Quinoa Seeds


Tricolor Quinoa Seeds [(from Quechua "kinwa"); Chenopodium quinoa]

Pronounced "keenwa", this plant is native to the Andean region of South America. It is grown mostly in Peru, Bolivia, and Chile, but some production has been started in North America because of its reputation as a health food. While the greens are edible, they are rarely available and the seeds, which are very similar to related Amaranth Seeds, are the part generally used. There are many varieties with differences in coloration, including seed coloration. Most sold in North America is white, but the tricolor in the photo is also sold here. The white dominates in Chile.
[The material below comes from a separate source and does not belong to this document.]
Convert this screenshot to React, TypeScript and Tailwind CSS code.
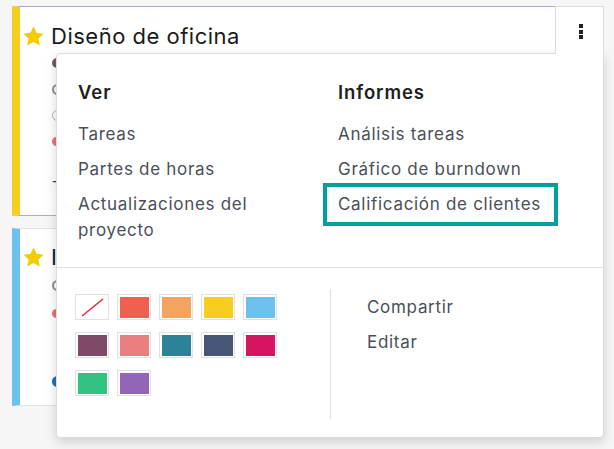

Quinoa seeds are tiny, as seen in the photo comparing them to our standard red kidney bean, but the plant is a prolific producer. As harvested, the seeds are coated with bitter saponins making them inedible. A couple of soakings and rinsings in water are needed to remove the bitterness. Quinoa sold boxed or bagged in the North America has generally already been processed to remove saponins. High yield low saponin varieties were developed. They were not successful because birds ate the entire crop before it could be harvested.

More on Amaranth Family.


Buying:

  Quinoa seeds are the darling of Yuppies and "health food" enthusiasts (2022), so it is currently very easy to find, at least in Southern Calfornia. Markets that carry the Bob's Red Mill line of products are sure to have it.

Storing:

  Seeds should be kept in a tightly sealed jar, away from light and as cool as possible. Under these conditions it will keep for about a year. Once ground into flour it is highly perishable and should be kept refrigerated and only for a few days - preferably grind as needed.

Cooking:

  Quinoa Seeds are usually simmered in water with a little salt until the seeds are soft and most have burst. It is then ready to eat as a "cereal", used to make salads, or mixed with meats and/or vegetables as rice might be.

Health & Nutrition:

  Quinoa is high in protein (12% to 18%) but its most outstanding feature is that the protein is nearly completely balanced for human needs. Wheat, rice and corn must be accompanied by beans to balance the protein content but quinoa can stand alone. Quinoa is also gluten free for people with a gluten intolerance, or subject to fad diets.